Cuando uno tiene pareja, ha comprometido automáticamente el 50 por ciento de su tiempo. Esté o no esté físicamente al lado de su pareja, uno vive pendiente de cómo está, con quién está, si espera en casa o hay que recogerla del trabajo o de cualquier reunión. Si uno quiere visitar a su mamá o a un pariente y la pareja dice: "A mí no me parece", listo, uno no va. Si uno quiere salir con ropa vieja, porque es más cómoda, y la pareja te observa cómo vas a ir al trabajo con esa camisa, listo, a cambiarse no más. Si uno quiere tomarse el sábado para jugar paleta con los amigos y la pareja le recuerda que es la kermesse de los niños en el colegio, listo, a colgar la raqueta. ¿Está claro, no?

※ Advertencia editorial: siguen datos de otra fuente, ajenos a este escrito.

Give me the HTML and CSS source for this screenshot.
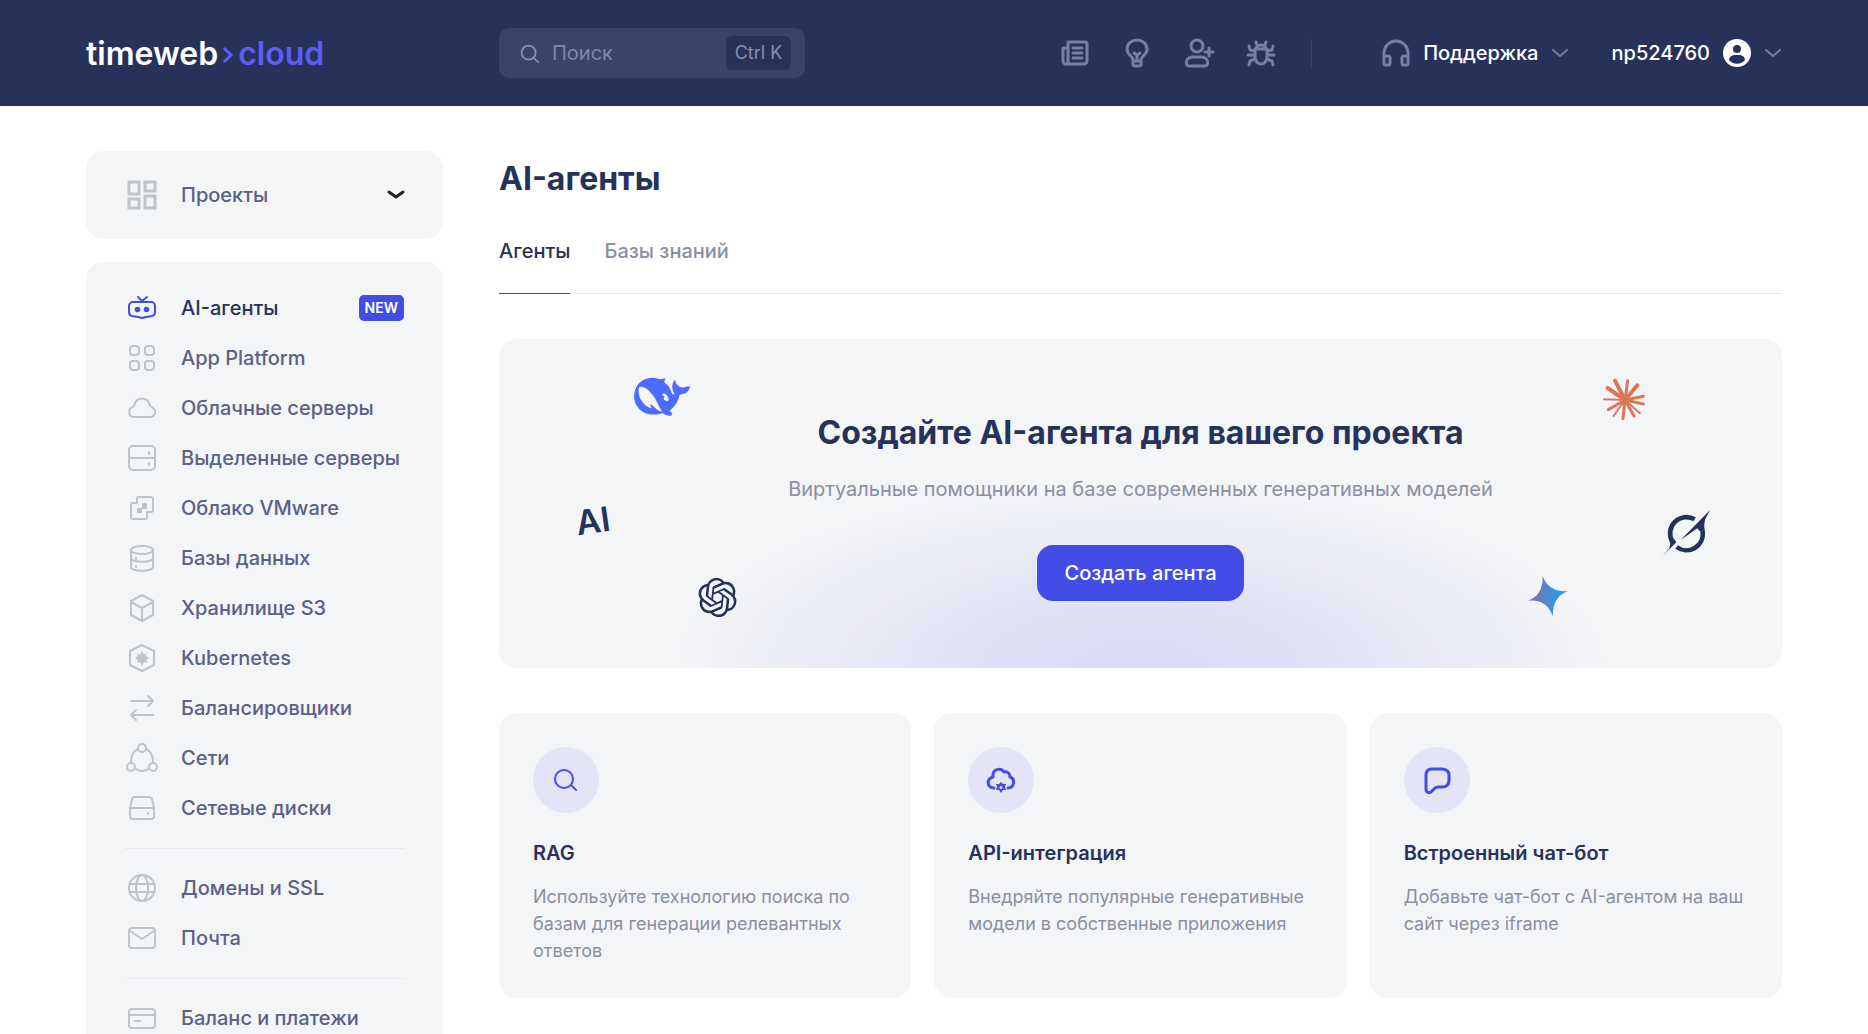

O sea que, habiendo cedido el 50% de nuestro tiempo, ya sólo nos queda otro 50 por ciento, digamos un 25 para trabajar y un 25 para divertirse, digamos jugando cacho con los amigos o haciendo ladies night con las amigas, porque en nuestra sociedad, diversión significa fiesta, y fiesta significa botellas, no nos hagamos.
Por eso las cosas se complican, y uno tiene que prestarse del tiempo destinado a la pareja unas horas para divertirse o para trabajar; y cuando la pareja se pone exigente, hay que hurtar horas al trabajo o a la diversión para atenderla.
¿Qué pasa cuando uno no tiene pareja? Que automáticamente ha nacionalizado ese 50 por ciento de acciones, o sea que tiene más tiempo ya sea para divertirse o para trabajar. ¿Y qué pasa cuando uno ha jubilado la botella? Que automáticamente tiene un 25% restante, o sea 75% para trabajar, los cuales sumados al 25% de horas de trabajo dan un melancólico 100 por ciento de tiempo consagrado a trabajar, a producir.
No estoy haciendo una apología del celibato ni menos un encomio del divorcio, pues quienes viven sin pareja y han dejado la botella tienen todo el tiempo del mundo para sí mismos… pero no saben qué hacer con él.